Figure 1. Degradation of DNA from FFPE Tissues and its Effect on PCR Amplification of Amplicons with Different Sizes.

Analysis of DNA integrity of genomic and bisulfite-converted DNA from unfixed and FFPE tissues by means of (A) agarose gel electrophoresis and (B) end-point PCR using PCR fragments of different sizes within the PITX2 gene locus. (C) qPCR results applying increasing amounts (2.5–3,840 ng) of genomic template DNA from unfixed and (D) from FFPE tissue. Shown are the mean values (± standard deviations) from triplicate measurements. Each PCR was performed with 1 U Taq polymerase. DNA from unfixed specimens is considered high molecular weight (HMW) DNA.

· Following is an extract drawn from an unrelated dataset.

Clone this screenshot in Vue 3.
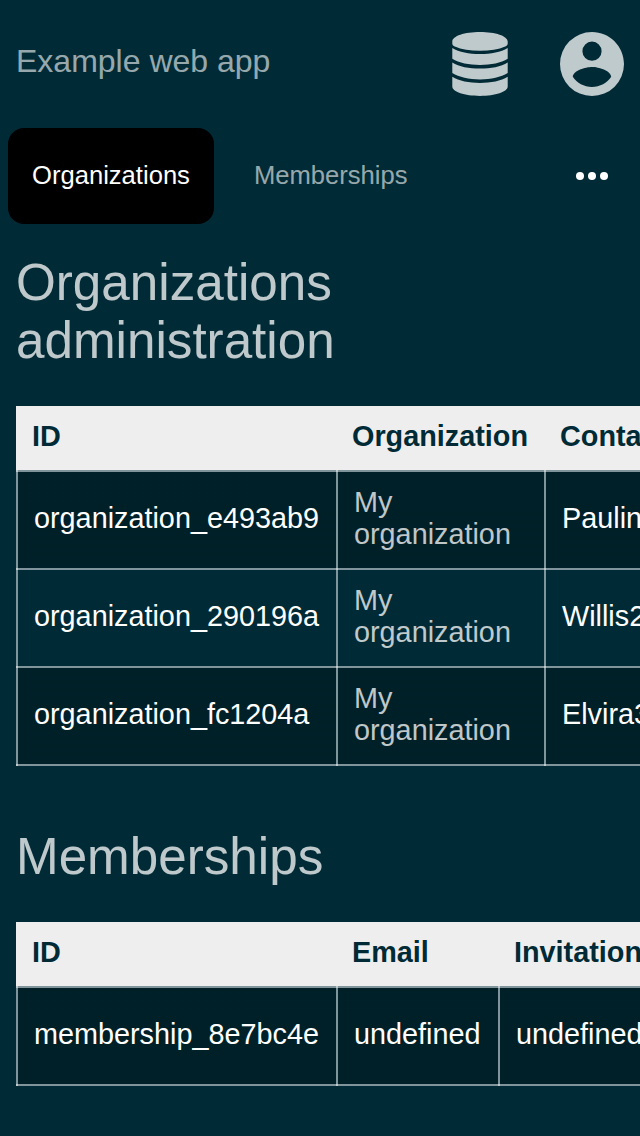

Figure 2. Inhibitory Effect of Template DNA from FFPE Tissues on PCR Performance.

qPCR with 1 µg of genomic HMW template DNA and increasing amounts (60-1,440 ng) of spiked genomic template DNA from FFPE tissue Genomic DNA from FFPE tissue was treated beforehand with active DNase I (+) and heat-inactivated DNase I (-), respectively. qPCR was performed using a 150-bp fragment and 1 U Taq polymerase. Shown are the mean values (± standard deviations) from triplicate measurements.

Figure 3. Reduction of PCR Inhibition by Increased Amounts of Taq Polymerase.

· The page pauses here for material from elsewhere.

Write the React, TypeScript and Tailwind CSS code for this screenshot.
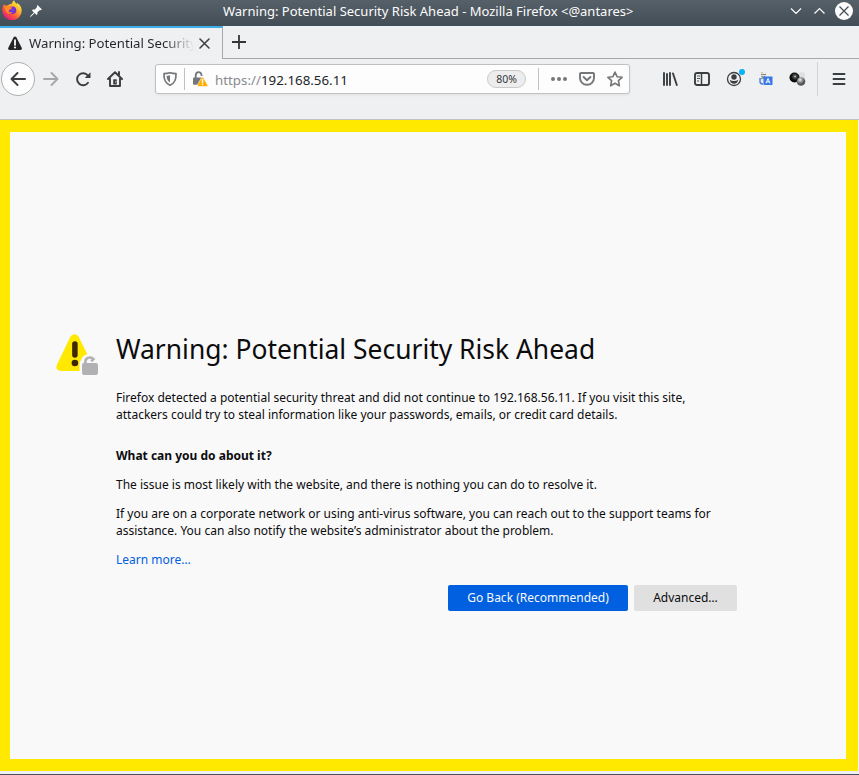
import React from 'react';

const font = "font-['Noto_Sans',sans-serif]";

function FirefoxLogo() {
  return (
    <svg className="ml-[2px] h-5 w-5 shrink-0" viewBox="0 0 20 20">
      <defs>
        <linearGradient id="fxBody" x1="0.85" y1="0.05" x2="0.2" y2="0.95">
          <stop offset="0" stopColor="#fff14f" />
          <stop offset="0.35" stopColor="#ffb52b" />
          <stop offset="0.65" stopColor="#ff5a36" />
          <stop offset="1" stopColor="#e31587" />
        </linearGradient>
        <radialGradient id="fxCore"><stop offset="0" stopColor="#7542e5" /><stop offset="1" stopColor="#7b2bc4" /></radialGradient>
      </defs>
      <path d="M2.1 4.1c.3 1 .8 1.4 1.4 1.7.8-.5 1.7-.7 2.5-.5C7.500 3.900 9 3.800 10 3.700c.1-1.500.8-2.700 2.200-3.500.3 1.600 1.200 2.600 2.500 3.600.5-.2.600-.500.600-.900 2.800 1.700 4.400 4.200 4.400 7.500A9.600 9.600 0 0 1 .4 10.800C.2 8.300.8 5.900 2.100 4.100Z" fill="url(#fxBody)" />
      <circle cx="10.500" cy="10.200" r="3.800" fill="url(#fxCore)" />
      <path d="M2.700 7.100c2-1.700 4-1.200 5.100.1l2.500.2c-.3 1.400-1.500 1.400-2.500 2-.7.500-.5 1.500-1.600 1.700.8 1.700 3 1.300 4.500.8-2 2.500-5.600 2-6.900-.7Z" fill="#ff8b26" />
    </svg>
  );
}

function TitleBar() {
  return (
    <header className="flex h-[26px] items-start bg-linear-to-b from-[#566069] to-[#434d55] text-[#fcfcfc]">
      <FirefoxLogo />
      <svg className="mt-[5px] ml-[8px] h-3 w-3" viewBox="0 0 12 12" fill="#fcfcfc">
        <path d="M7.500 0 12 4.500 10.700 5.200 10 4.900 7.500 7.200 7.400 9.200 6.500 10 4.600 8.100 1.200 11.400 0 12 .6 10.800 3.900 7.400 2 5.500 2.800 4.600 4.900 4.500 7.100 2 6.800 1.100Z" />
      </svg>
      <h1 className="ml-[181px] mt-[2px] whitespace-nowrap text-[13px] leading-[18px]">Warning: Potential Security Risk Ahead - Mozilla Firefox &lt;@antares&gt;</h1>
      <svg className="ml-auto h-[22px] w-[70px]" viewBox="0 0 70 22" fill="none" stroke="#fcfcfc" strokeWidth="1.200">
        <path d="m2 8.500 5 5 5-5M25.500 13.500l5-5 5 5" />
        <circle cx="55" cy="11" r="9" fill="#fcfcfc" stroke="none" />
        <path d="m50.500 6.500 9 9m0-9-9 9" stroke="#475057" strokeWidth="1.300" />
      </svg>
    </header>
  );
}

function TabStrip() {
  return (
    <div className="flex h-[33px]">
      <div className="flex w-[223px] items-center border-t-2 border-r border-t-[#3daee9] border-r-[#a6a9ac] pl-[8px]">
        <svg className="h-[15px] w-[14px] shrink-0" viewBox="0 0 14 15">
          <path d="M5.500 1.400q1.500-2 3 0L13.800 12q.6 2-1.300 2h-11q-1.900 0-1.300-2Z" fill="#232629" />
          <path d="M7 4.200v4.700" stroke="#f2f3f4" strokeWidth="1.900" strokeLinecap="round" /><circle cx="7" cy="11.500" r="1.100" fill="#f2f3f4" />
        </svg>
        <span className="mb-[2px] ml-[7px] w-[165px] overflow-hidden whitespace-nowrap bg-linear-to-r from-[#232629] from-82% to-transparent to-100% bg-clip-text text-[13.200px] leading-5 text-transparent">Warning: Potential Security Risk Ahead</span>
        <svg className="ml-[5px] h-[11px] w-[11px]" viewBox="0 0 11 11" stroke="#404346" strokeWidth="1.600" strokeLinecap="round"><path d="m1 1 9 9m0-9-9 9" /></svg>
      </div>
      <div className="flex-1 border-b border-[#a6a9ac] pl-[9px] pt-[9px]">
        <svg className="h-[14px] w-[14px]" viewBox="0 0 14 14" stroke="#333639" strokeWidth="1.800"><path d="M7 0v14M0 7h14" /></svg>
      </div>
    </div>
  );
}

function AddressBar() {
  return (
    <div className="ml-[32px] flex h-[30px] w-[475px] items-center rounded-[3px] border border-[#bfc1c3] bg-[#fdfdfd] shadow-[0_1px_3px_#00000010]">
      <svg className="ml-[6px] h-4 w-4" viewBox="0 0 16 16" fill="none" stroke="#747678" strokeWidth="1.700">
        <path d="M2 2.600Q5 2.500 8 1.700q3 .8 6 .9C14.300 8 12.400 12.500 8 14.200 3.600 12.500 1.700 8 2 2.600Z" strokeLinejoin="round" />
        <path d="M8 4.200v7.200C5.600 10 4.700 7.700 4.600 4.900Z" fill="#747678" stroke="none" />
      </svg>
      <div className="ml-[6px] h-[22px] w-px bg-[#bfc1c3]" />
      <svg className="ml-[7px] h-4 w-4" viewBox="0 0 16 16">
        <path d="M3.700 7V4.500C3.700.1 9.500.1 9.500 4v1" fill="none" stroke="#747678" strokeWidth="1.800" />
        <rect x="1" y="6.400" width="9" height="7.400" rx="1" fill="#747678" />
        <path d="M9.400 6.800q1-1.500 2 0L15.700 14q.5 1.500-1 1.500H6.500q-1.500 0-1-1.500Z" fill="#ffad00" stroke="#fff" strokeWidth=".6" />
        <path d="M10.500 8.600v3.100" stroke="white" strokeWidth="1.400" strokeLinecap="round" /><circle cx="10.500" cy="13.500" r=".8" fill="white" />
      </svg>
      <span className="mt-[2px] ml-[7px] text-[13.330px] leading-5 text-[#232629]"><span className="text-[#898b8d]">https://</span>192.168.56.11</span>
      <span className="ml-auto flex h-[18px] w-[39px] items-center justify-center rounded-full border border-[#cacaca] bg-[#ededee] text-[10.500px] leading-none text-[#35383b]">80%</span>
      <div className="ml-[12px] h-[22px] w-px bg-[#bfc1c3]" />
      <svg className="ml-[12px] h-4 w-4" viewBox="0 0 16 16" fill="#747678"><circle cx="2" cy="8" r="2" /><circle cx="8" cy="8" r="2" /><circle cx="14" cy="8" r="2" /></svg>
      <svg className="ml-[12px] h-4 w-4" viewBox="0 0 16 16" fill="none" stroke="#747678" strokeWidth="1.900" strokeLinecap="round" strokeLinejoin="round">
        <path d="M2 2h12q1 0 1 1v4a7 6.800 0 0 1-14 0V3q0-1 1-1Z" /><path d="m4.600 6 3.400 3.200L11.400 6" />
      </svg>
      <svg className="mr-[6px] ml-[12px] h-4 w-4" viewBox="0 0 16 16" fill="none" stroke="#747678" strokeWidth="1.600" strokeLinejoin="round">
        <path d="m8 1.100 2.100 4.600 5 .6-3.700 3.400 1 5.100L8 12.300l-4.400 2.500 1-5.100L.9 6.300l5-.6Z" />
      </svg>
    </div>
  );
}

function NavBar() {
  return (
    <div className="flex h-[61px] items-start border-b border-[#c0c1c4] pt-[5px]">
      <div className="mt-[-2px] ml-[1px] flex h-[34px] w-[34px] items-center justify-center rounded-full border border-[#adafb1] bg-[#fdfdfd]">
        <svg className="h-4 w-4" viewBox="0 0 16 16" fill="none" stroke="#3b3e41" strokeWidth="2" strokeLinecap="round" strokeLinejoin="round"><path d="M15 8H1.500M7.500 2l-6 6 6 6" /></svg>
      </div>
      <svg className="mt-[7px] ml-[8px] h-4 w-4" viewBox="0 0 16 16" fill="none" stroke="#a5a7a9" strokeWidth="1.900" strokeLinecap="round" strokeLinejoin="round"><path d="M1 8h13.500M8.500 2l6 6-6 6" /></svg>
      <svg className="mt-[7px] ml-[16px] h-4 w-4" viewBox="0 0 16 16" fill="none" stroke="#3b3e41" strokeWidth="1.900" strokeLinecap="round">
        <path d="M13 11.700A6 6 0 1 1 12.800 4.500" /><path d="M15.500 1.200v5.700H9.700Z" fill="#3b3e41" stroke="none" />
      </svg>
      <svg className="mt-[7px] ml-[16px] h-4 w-4" viewBox="0 0 16 16" fill="none" stroke="#3b3e41" strokeWidth="1.900" strokeLinecap="round" strokeLinejoin="round">
        <path d="m1 8 7-6.800L15 8M3 7.500V15h10V7.500M12 1v3" /><rect x="6.200" y="8.200" width="3.600" height="5.300" rx=".6" fill="#3b3e41" stroke="none" /><circle cx="8.800" cy="10.800" r=".6" fill="#fff" stroke="none" />
      </svg>
      <AddressBar />
      <svg className="mt-[7px] ml-[32px] h-4 w-4" viewBox="0 0 16 16" stroke="#3b3e41" strokeWidth="1.900" strokeLinecap="round"><path d="M2 2v12M5 3v11M8 2v12M11 2.500l3.800 11.500" /></svg>
      <svg className="mt-[7px] ml-[16px] h-4 w-4" viewBox="0 0 16 16" fill="none" stroke="#3b3e41"><rect x="1" y="2" width="14" height="12" rx="2" strokeWidth="1.900" /><path d="M7.500 2v12" strokeWidth="1.500" /><path d="M3 5h3M3 7.500h3M3 10h2" strokeWidth=".9" /></svg>
      <svg className="ml-[16px] h-[24px] w-5" viewBox="0 0 20 24">
        <circle cx="8" cy="15" r="6.500" fill="none" stroke="#3b3e41" strokeWidth="1.300" /><circle cx="8" cy="13" r="2.700" fill="#3b3e41" /><path d="M3.800 15.700q1.500 1.200 4.200 1.200t4.200-1.200Q11.500 19.700 8 19.700t-4.200-4" fill="#3b3e41" /><circle cx="16" cy="8" r="3" fill="#00b3f4" />
      </svg>
      <svg className="mt-[7px] ml-[12px] h-4 w-4" viewBox="0 0 16 16">
        <path d="M2 1.500h7v5l-4 6H3Z" fill="#e9e9e9" />
        <path d="M3 3.500h5M3.500 5l3 3M7 5 3 8" fill="none" stroke="#85898a" strokeWidth="1.100" />
        <circle cx="4" cy="1.600" r=".8" fill="#d9b475" /><path d="M2 7v4q.5 2 3 2" fill="none" stroke="#5386dd" strokeWidth="1.500" />
        <rect x="5.500" y="5.500" width="9" height="8.500" fill="#3978e7" /><path d="m8 12.300 2-4.800 2 4.800M8.700 10.900h2.600" fill="none" stroke="white" />
      </svg>
      <svg className="mt-[7px] ml-[15px] h-4 w-[17px]" viewBox="0 0 17 16">
        <defs>
          <radialGradient id="black" cx=".55" cy=".4"><stop stopColor="#eee" /><stop offset=".25" stopColor="#555" /><stop offset=".7" stopColor="#151515" /><stop offset="1" stopColor="#050505" /></radialGradient>
          <radialGradient id="grey" cx=".4" cy=".3"><stop stopColor="#f3f3f3" /><stop offset=".5" stopColor="#999" /><stop offset="1" stopColor="#555" /></radialGradient>
        </defs>
        <circle cx="12.800" cy="4.500" r="3.500" fill="#e0e0e0" /><circle cx="5.500" cy="6.500" r="5" fill="url(#black)" /><circle cx="12" cy="10.500" r="4.300" fill="url(#grey)" />
      </svg>
      <div className="mt-[-2px] ml-[11px] h-[34px] w-px bg-[#d2d4d6]" />
      <svg className="mt-[7px] ml-[14px] h-4 w-[14px]" viewBox="0 0 14 16" stroke="#3b3e41" strokeWidth="1.900" strokeLinecap="round"><path d="M1.500 3h11M1.500 8h11M1.500 13h11" /></svg>
    </div>
  );
}

function WarningPage() {
  return (
    <main className="h-[651px] w-[858px] border-x-[10px] border-y-[12px] border-r-[12px] border-[#ffe900] bg-[#f9f9fa] pt-[200px] pl-[46px] text-[12px] leading-[17px] text-[#0c0c0d]">
      <div className="flex">
        <svg className="mt-[2px] h-[42px] w-[44px] shrink-0" viewBox="0 0 44 42">
          <path d="M14.500 2.500q4-4.500 8 0L34 25.500V37H5Q-1 36.500.8 31Z" fill="#ffe900" />
          <path d="M18.900 10v11" stroke="#3e2800" strokeWidth="5.500" strokeLinecap="round" /><circle cx="18.900" cy="29" r="3.300" fill="#3e2800" />
          <path d="M23.500 42V29q0-2 1.500-2.500Q26.500 20 33 20q9 0 10 8v14Z" fill="#f9f9fa" />
          <path d="M29.300 30v-1.500q0-5 4.700-5 2.200 0 3.500 1.500l-2.300 2.300" fill="none" stroke="#b1b1b3" strokeWidth="2.600" />
          <rect x="26" y="29" width="16" height="12" rx="2" fill="#b1b1b3" />
        </svg>
        <section className="ml-[16px] w-[621px]">
          <h2 className="whitespace-nowrap text-[26.430px] leading-[34px]">Warning: Potential Security Risk Ahead</h2>
          <p className="mt-[23px] whitespace-nowrap">Firefox detected a potential security threat and did not continue to 192.168.56.11. If you visit this site,<br />attackers could try to steal information like your passwords, emails, or credit card details.</p>
          <h3 className="mt-[24px] font-bold">What can you do about it?</h3>
          <p className="mt-[12px]">The issue is most likely with the website, and there is nothing you can do to resolve it.</p>
          <p className="mt-[12px] whitespace-nowrap">If you are on a corporate network or using anti-virus software, you can reach out to the support teams for<br />assistance. You can also notify the website’s administrator about the problem.</p>
          <a className="mt-[12px] block text-[#0060df]">Learn more…</a>
          <div className="mt-[17px] flex justify-end gap-[6px]">
            <button className="h-[26px] w-[180px] rounded-[2px] bg-[#0060df] pb-px text-[#f9f9fa]">Go Back (Recommended)</button>
            <button className="h-[26px] w-[103px] rounded-[2px] bg-[#e0e0e1] pb-px">Advanced…</button>
          </div>
        </section>
      </div>
    </main>
  );
}

export default function App() {
  return (
    <div className={`flex h-[775px] w-[859px] flex-col overflow-hidden border-b border-[#475057] bg-[#eff0f1] ${font}`}>
      <TitleBar />
      <TabStrip />
      <NavBar />
      <WarningPage />
    </div>
  );
}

qPCR with HMW and template DNA from FFPE tissue using different amounts of Taq polymerase. PCR-amplification of increasing amounts of genomic HMW template DNA (2.5-3,840 ng) using (A) 2 U Taq, (B) 4 U Taq and PCR-amplification of template DNA from FFPE tissue using (C) 2 U Taq, (D) 4 U Taq. Shown are the mean values (± standard deviations) from triplicate measurements.

Figure 4. Successful PCR Amplification of Larger Fragments by Overcoming PCR Inhibition.

PCR-amplified DNA fragments of different sizes within the PITX2 gene locus using template DNA from FFPE tissue. The PCR was carried out using 1 µg (upper and middle panel) and 5 ng (lower panel) template DNA in the presence of 1 U and 4 U Taq DNA polymerase, respectively.

Figure 5. Transferability of the Findings to a qPCR Targeting an Alternative Genomic Locus.

qPCR applying a 200-bp PCR fragment within the ACTB gene locus. Amplification with (A) HMW DNA from unfixed tissue and (B) DNA from FFPE tissue (2.5 ng to 3,840 ng) in the presence of 1 U and 4 U Taq DNA polymerase. Shown are the mean values (± standard deviations) from triplicate measurements.

Figure 6. PCR Inhibition by Template DNA from FFPE Tissues with Regard to PCR Conditions (dNTP Concentration and Thermal Cycling Profile).

Shown are qPCR results applying a 200-bp fragment within the PITX2 gene locus using template DNA from FFPE tissue (80-1,920 ng) in the presence of 1 U Taq polymerase. (A) dNTP concentrations and (B) annealing and elongation times were varied. Shown are the mean values (± standard deviations) from triplicate measurements.

Figure 7. Inhibitory Effect of Template DNA from FFPE Tissues on PCR with Pfu Polymerase.

A 75-bp PCR fragment within the PITX2 gene locus was amplified using genomic template DNA from FFPE tissue (placenta) in the presence of 1 U and 2 U Pfu polymerase. Shown are the mean values (± standard deviations) from triplicate measurements.

Figure 8. PCR Inhibition by Bisulfite-Converted Template DNA from FFPE Tissues.

(A) qPCR–amplification of different amounts (10–3,840 ng) of bisulfite-converted template DNA from FFPE tissue using a 129-bp PCR fragment within the ACTB gene locus. 1 U and 4 U Taq polymerase were used for qPCR. Shown are the mean values (± standard deviations) from triplicate measurements. (B) PCR amplification of the specific PCR product was confirmed by agarose gel electrophoresis using 1 U (upper panel) and 4 U (lower panel) Taq polymerase.